From Ancient Curses to Cinematic Bloodlust
The roots of Immortalis sink deep into the fertile soil of global vampire lore, evolving the Stokerian template into something fiercely original. Dyerbolical draws from Eastern European strigoi legends and African asanbosam myths, where immortals are not glamorous seducers but shackled entities, bound by blood oaths that enforce civility amid gnawing thirst. The film opens in a fog-shrouded Carpathian citadel, evoking Universal’s 1930s grandeur yet infused with digital-age grit. Here, Viktor Draven, the coven patriarch played with icy gravitas, presides over nocturnal rites that suppress the beasts within his kin.
As the narrative unfolds, a detailed chronicle emerges: centuries ago, Viktor forged the Immortalis Pact, a metaphysical chain linking his followers’ souls, compelling obedience and rationing feeds to humanely sourced blood. This controlled existence shatters when Elara, a rebellious fledgling haunted by fragmented mortal memories, discovers a forbidden relic—an obsidian chalice pulsing with unrestrained primordial essence. Her first sip unleashes hallucinatory visions of vampiric orgies from prehistory, where hordes tore through villages without remorse. Dyerbolical lingers on this pivot, employing slow-burn cinematography: shadows elongate across marble halls as Elara’s veins ignite, her screams harmonising with choral undertones reminiscent of Gothic requiems.
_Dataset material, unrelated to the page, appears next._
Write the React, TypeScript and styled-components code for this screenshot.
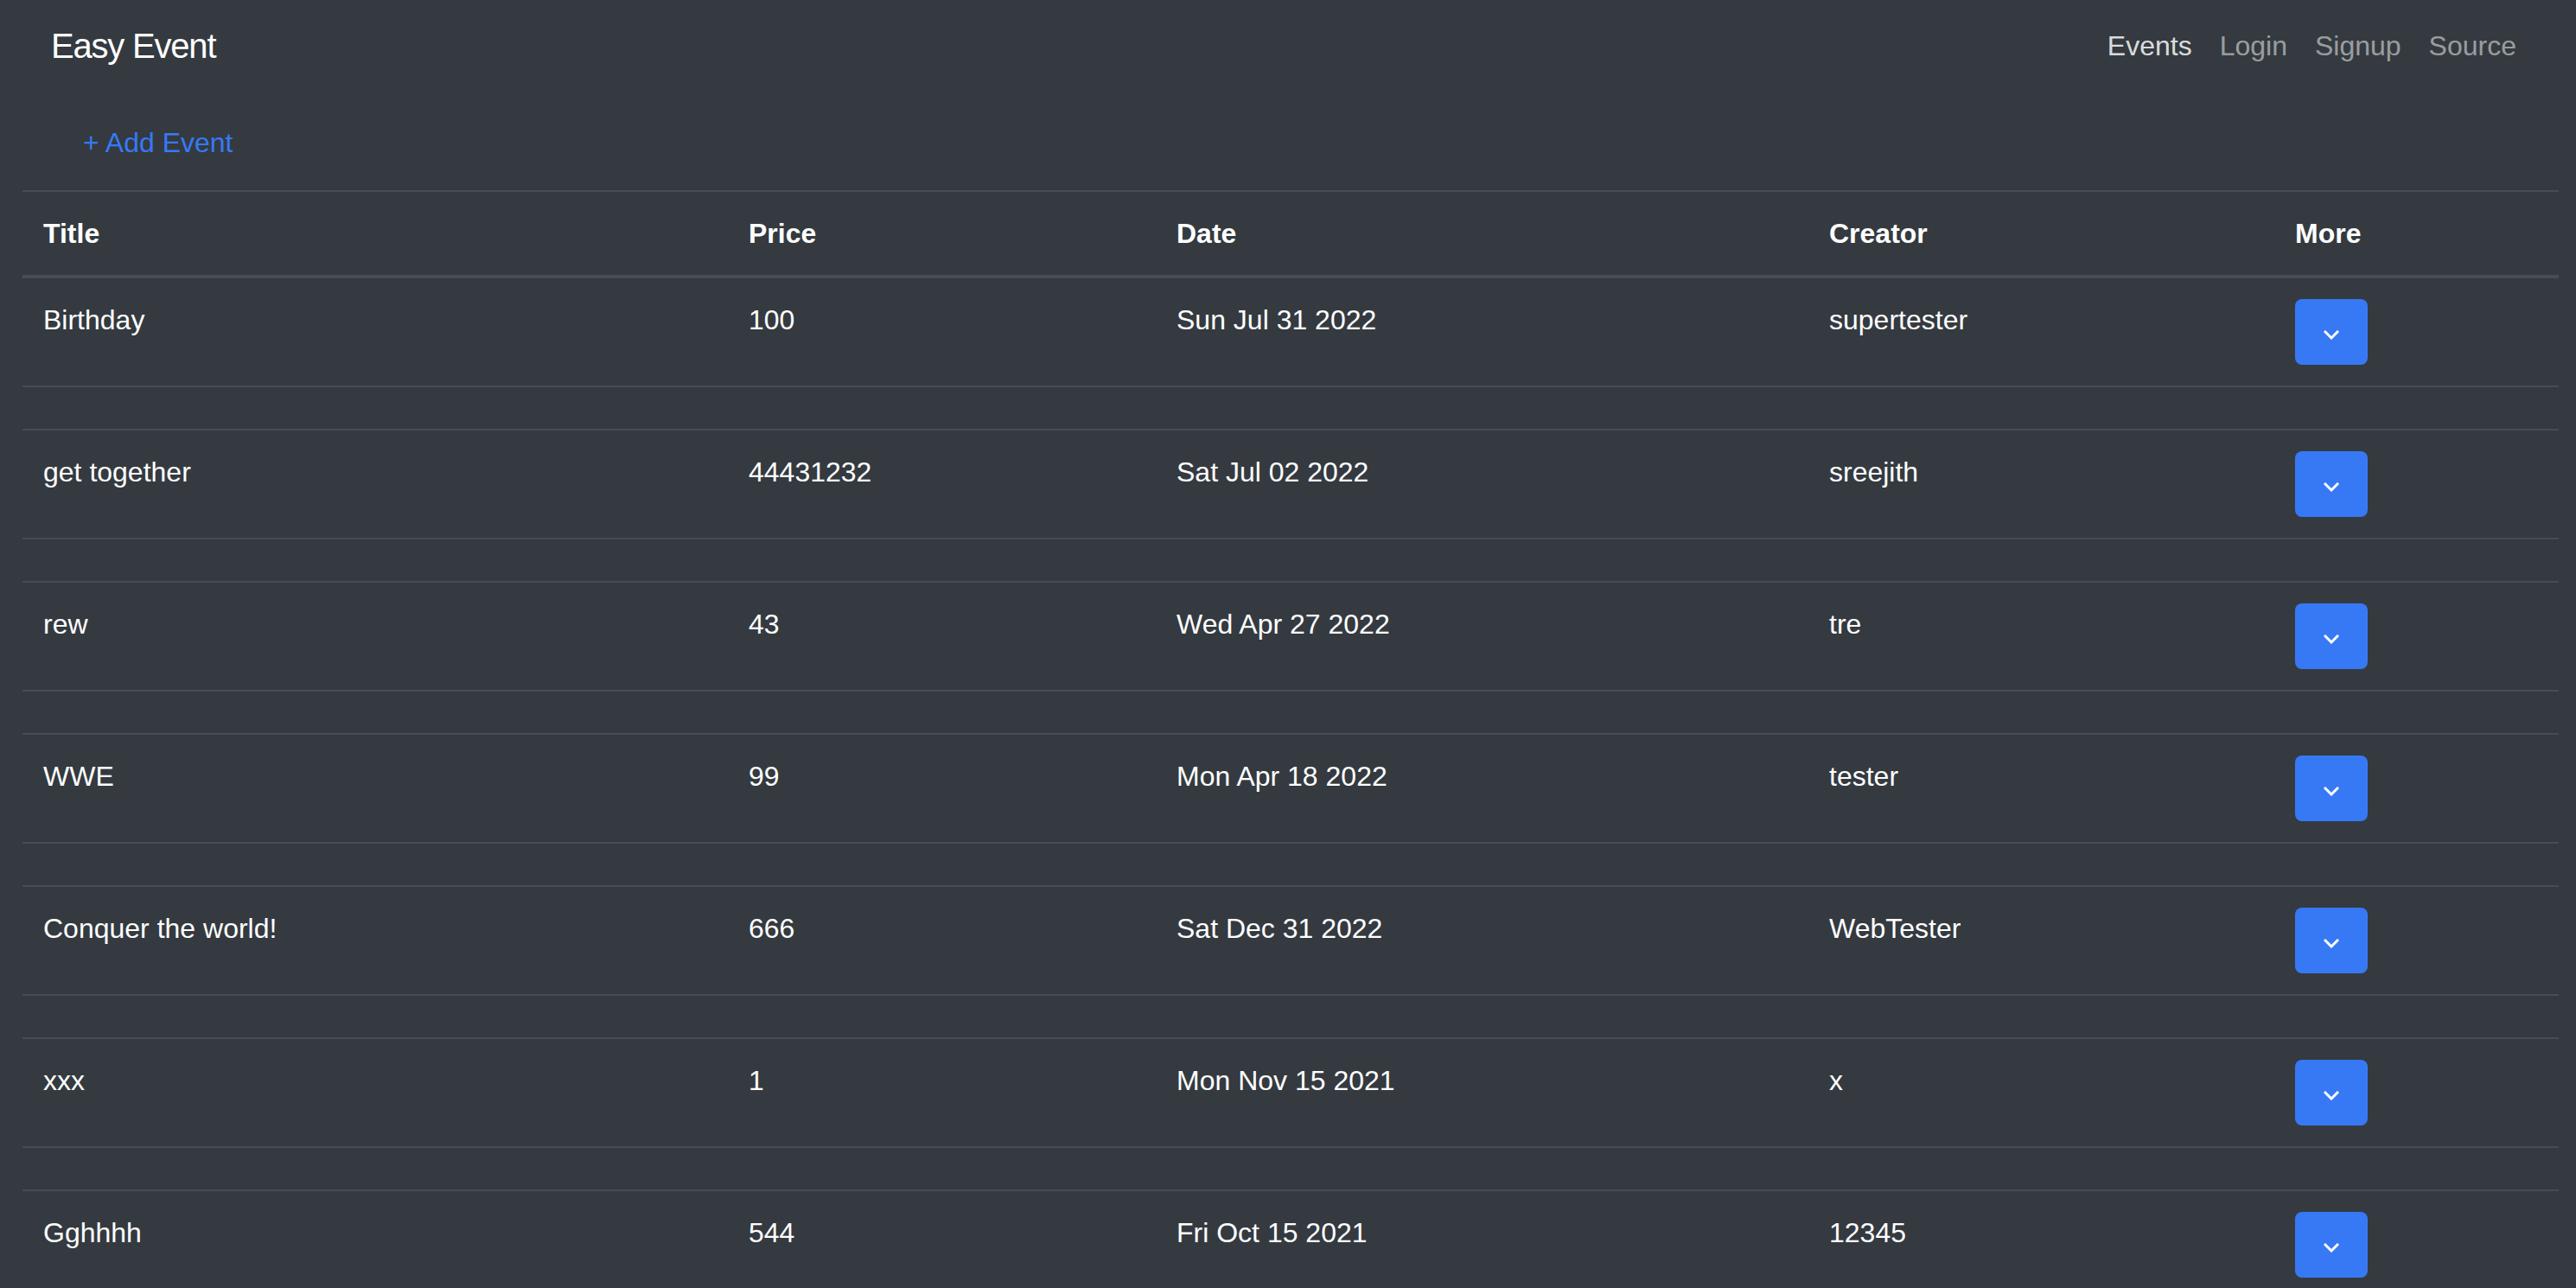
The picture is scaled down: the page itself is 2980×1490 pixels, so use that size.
import React from "react";
import styled, { createGlobalStyle } from "styled-components";

const GlobalStyle = createGlobalStyle`
  html, body {
    margin: 0;
    padding: 0;
    background: #343a40;
  }
  body {
    font-family: "Liberation Sans", Arial, Helvetica, sans-serif;
    color: #ffffff;
    font-size: 32px;
    line-height: 48px;
  }
  * { box-sizing: border-box; }
`;

const Page = styled.div`
  background: #343a40;
  min-height: 1490px;
`;

const Navbar = styled.nav`
  display: flex;
  justify-content: space-between;
  align-items: flex-start;
  height: 112px;
  padding: 23px 53px 0 59px;
`;

const Brand = styled.a`
  font-size: 40px;
  line-height: 60px;
  letter-spacing: -1.2px;
  color: #ffffff;
  text-decoration: none;
`;

const NavLinks = styled.div`
  display: flex;
  margin-top: 6px;
`;

const NavLink = styled.a<{ $active?: boolean }>`
  padding: 0 16px;
  font-size: 32px;
  line-height: 48px;
  color: ${(p) => (p.$active ? "rgba(255,255,255,0.84)" : "rgba(255,255,255,0.52)")};
  text-decoration: none;
`;

const Toolbar = styled.div`
  padding: 15px 0 17px 70px;
`;

const LinkButton = styled.button`
  border: 2px solid transparent;
  background: transparent;
  padding: 12px 24px;
  font-family: inherit;
  font-size: 32px;
  line-height: 48px;
  color: #3779f5;
  cursor: pointer;
`;

const TableWrap = styled.div`
  padding: 0 20px 0 26px;
`;

const Table = styled.table`
  width: 2934px;
  table-layout: fixed;
  border-collapse: collapse;
  color: #ffffff;
`;

const HeadCell = styled.th`
  text-align: left;
  font-weight: bold;
  font-size: 32px;
  line-height: 48px;
  padding: 24px;
  border-top: 2px solid #454d55;
  border-bottom: 4px solid #454d55;
  vertical-align: bottom;
`;

const Cell = styled.td`
  font-size: 32px;
  line-height: 48px;
  padding: 24px;
  border-top: 2px solid #454d55;
  vertical-align: top;
`;

const SpacerCell = styled.td`
  padding: 24px;
  border-top: 2px solid #454d55;
  height: 48px;
`;

const MoreButton = styled.button`
  display: inline-flex;
  align-items: center;
  justify-content: center;
  width: 84px;
  height: 76px;
  padding: 8px 0 0 0;
  border: none;
  border-radius: 8px;
  background: #3779f5;
  cursor: pointer;
`;

const Chevron = () => (
  <svg width="18" height="12" viewBox="0 0 18 12">
    <polyline
      points="2,2 9,9 16,2"
      fill="none"
      stroke="#ffffff"
      strokeWidth="3"
      strokeLinecap="square"
      strokeLinejoin="miter"
    />
  </svg>
);

const events = [
  { title: "Birthday", price: "100", date: "Sun Jul 31 2022", creator: "supertester" },
  { title: "get together", price: "44431232", date: "Sat Jul 02 2022", creator: "sreejith" },
  { title: "rew", price: "43", date: "Wed Apr 27 2022", creator: "tre" },
  { title: "WWE", price: "99", date: "Mon Apr 18 2022", creator: "tester" },
  { title: "Conquer the world!", price: "666", date: "Sat Dec 31 2022", creator: "WebTester" },
  { title: "xxx", price: "1", date: "Mon Nov 15 2021", creator: "x" },
  { title: "Gghhhh", price: "544", date: "Fri Oct 15 2021", creator: "12345" },
];

export default function App() {
  return (
    <Page>
      <GlobalStyle />
      <Navbar>
        <Brand href="#">Easy Event</Brand>
        <NavLinks>
          <NavLink $active href="#">Events</NavLink>
          <NavLink href="#">Login</NavLink>
          <NavLink href="#">Signup</NavLink>
          <NavLink href="#">Source</NavLink>
        </NavLinks>
      </Navbar>
      <Toolbar>
        <LinkButton>+ Add Event</LinkButton>
      </Toolbar>
      <TableWrap>
        <Table>
          <colgroup>
            <col style={{ width: 816 }} />
            <col style={{ width: 495 }} />
            <col style={{ width: 755 }} />
            <col style={{ width: 539 }} />
            <col style={{ width: 329 }} />
          </colgroup>
          <thead>
            <tr>
              <HeadCell>Title</HeadCell>
              <HeadCell>Price</HeadCell>
              <HeadCell>Date</HeadCell>
              <HeadCell>Creator</HeadCell>
              <HeadCell>More</HeadCell>
            </tr>
          </thead>
          <tbody>
            {events.map((e) => (
              <React.Fragment key={e.title}>
                <tr>
                  <Cell>{e.title}</Cell>
                  <Cell>{e.price}</Cell>
                  <Cell>{e.date}</Cell>
                  <Cell>{e.creator}</Cell>
                  <Cell>
                    <MoreButton aria-label="More">
                      <Chevron />
                    </MoreButton>
                  </Cell>
                </tr>
                <tr>
                  <SpacerCell colSpan={5} />
                </tr>
              </React.Fragment>
            ))}
          </tbody>
        </Table>
      </TableWrap>
    </Page>
  );
}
The plot cascades into factional warfare. Loyalists, clad in tailored Victorian finery, enforce the Pact with ritual executions—stake through the heart only after a trial by elders. Rebels, marked by feral mutations like elongated fangs and clawed extremities, raid modern cities, their rampages captured in frenetic handheld shots that contrast the film’s earlier static elegance. Key supporting roles amplify the stakes: Thorne, Viktor’s scarred enforcer, embodies fractured loyalty, his backstory revealed in sepia-toned flashbacks of a 14th-century crusade where he first tasted the Pact’s bitter salvation. Amidst betrayals and alliances, Immortalis builds to a cataclysmic convergence in an abandoned abbey, where chalice-fueled abominations clash with Pact guardians in a symphony of severed limbs and arterial sprays.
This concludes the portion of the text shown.